If a value obtained by subtracting the total amount of reading from the total amount of writing (the amount of stored data in the ring memory 320) is within the capacity of the ring memory 320, no problem arises. If the amount of stored data in the ring memory 320 exceeds the capacity of the ring memory 320, however, the position for writing is beyond the position for reading, so that a portion which is not read out in the sound data stored in the ring memory 320 arises.
Specifically, in FIG. 47, the position for writing and the position for reading of the ring memory 320 are moved rightward. However, the moving speeds of both the positions do not necessarily coincide with each other. The reason for this is that the reading speed from the ring memory 320 is constant, while the writing speed to the ring memory 320 varies depending on the ratio of the voice section to the silence section and the compression rate.
Immediately after reproduction is started, written data are instantly read out, whereby the position for reading is just behind the position for writing. The larger the silence section is and the larger the compression rate is, the lower the writing speed is. Conversely, the smaller the silence section is and the smaller the compression rate is, the higher the writing speed is. If the writing speed is increased and the amount of writing is larger than the amount of reading by the capacity of the ring memory 320, the position for wiring is beyond the position for reading. Consequently, a portion which is not read out in the sound data stored in the ring memory 320 arises.

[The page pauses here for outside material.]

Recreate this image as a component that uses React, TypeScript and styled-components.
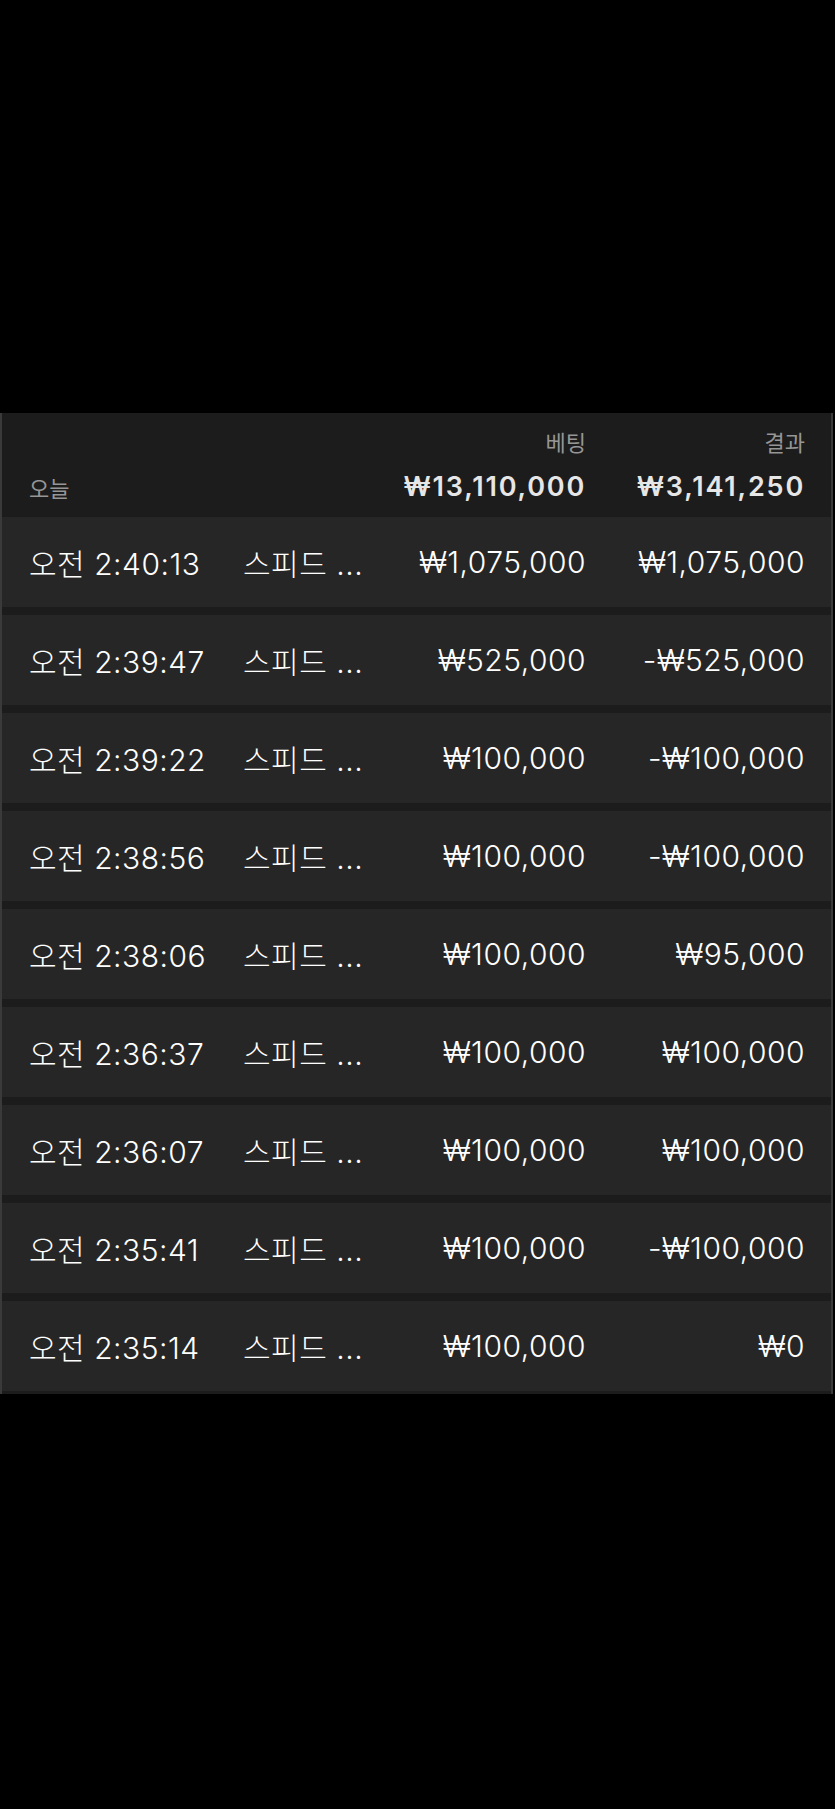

In the present embodiment, therefore, the compression rate is controlled depending on the margin of the ring memory 320 found on the basis of the amount of stored data in the ring memory 320, as shown in FIG. 47, so as to prevent such circumstances from occurring.
Specifically, the compression rate is changed into eight stages depending on the margin so that the factor of the output voice speed relative to the standard voice speed is changed into 8 stages in the range of 1 to 2 at the time of reproduction at twice the speed. The compression rate is changed into eight stages depending on the margin so that the factor of the output voice speed relative to the standard voice speed is changed into 8 stages in the range of 1 to 3 at the time of reproduction at three times the speed.
TABLE 6
__________________________________________________________________________
margin
4.0 3.5 3.0 2.5 2.0 1.5 1.0 0..5
or more
or more
or more
or more
or more
or more
or more
or more
factor
1 1.1 1.2 1.3 1.4 1.6 1.8 2.0
of speed
__________________________________________________________________________
Therefore, if the silence section is large, the margin can be increased by deleting the silence section, whereby the output voice speed comes closer to the standard voice speed. On the other hand, when the silence section is small, the output voice speed becomes twice the standard voice speed so that no voice section is deleted.
Means for subjecting the sound data to compression processing and means for deleting the silence section may be provided in the succeeding stage of the ring memory 320. In this case, the reading speed from the ring memory 320 is controlled.
At the time of reproduction at the standard speed, the sound data corresponding to the silence section are deleted and the sound data corresponding to the voice section are expanded, thereby to make it possible to convert voice with high speed into voice with low speed. Consequently, voice with high speed can be changed into voice which is easily caught by the aged.
Although the present invention has been described and illustrated in detail, it is clearly understood that the same is by way of illustration and example only and is not to be taken by way of limitation, the spirit and scope of the present invention being limited only by the terms of the appended claims.